America Is Hooked On Mahjong. I Tried to Find Out Why.

America Is Hooked On Mahjong. I Tried to Find Out Why.
Source: The Wall Street Journal

After winning with a fairly low-scoring hand, Impellizzeri asked Tiffany Luo, 26, a technology consultant whose grandmother is a mahjong shark, what would your grandma call that play?

"Not enough points," quipped Lily Ling, 40, a Broadway musician.

The shuffling clatter of domino-shaped ceramic tiles drowned out the women's laughter.

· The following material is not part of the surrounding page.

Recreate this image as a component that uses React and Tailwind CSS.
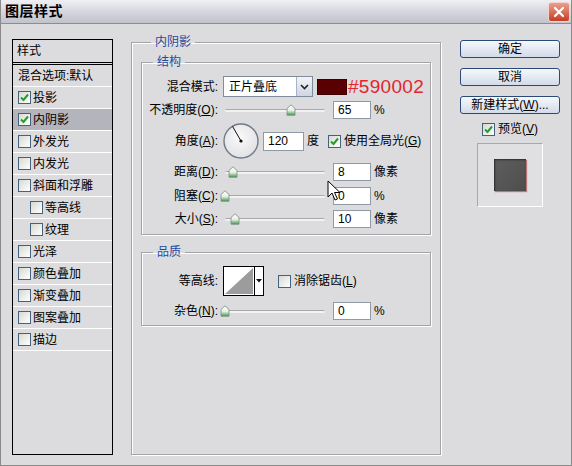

I was at Mahjong Palace, a stylish mahjong social club with a monthly residency at Macao Trading Co., a Tribeca restaurant and bar. Men and women from their 20s to their 70s slurped hakka noodles and sipped pinot grigio. The club was founded in 2024 by Subhas Kim Kandasamy, 50, a Singaporean who worked in the art world. As a mahjong newbie, I was there to observe seasoned players. At a center table, Lois Aronow was schooling folks half her age. "My favorite thing about mahjong is meeting people," said the 60-something ceramist. "And I like winning."

Developed in China in the 1800s, played in groups of four and long associated with retirees, mahjong involves forming tiles into sets across a handful of suits (though that's like saying playing concert piano involves poking keys).

In 1923, soon after the game was popularized in the U.S. by a businessman, the New York Times declared it the new bridge. Last month, on the podcast Pivot, co-host Kara Swisher called it the new pickleball (borrowing the line from her friend Brooke Hammerling, a communications advisor). "It's the thing now," said Swisher. "It's interesting, it's challenging, it's a mindf -- k of a game."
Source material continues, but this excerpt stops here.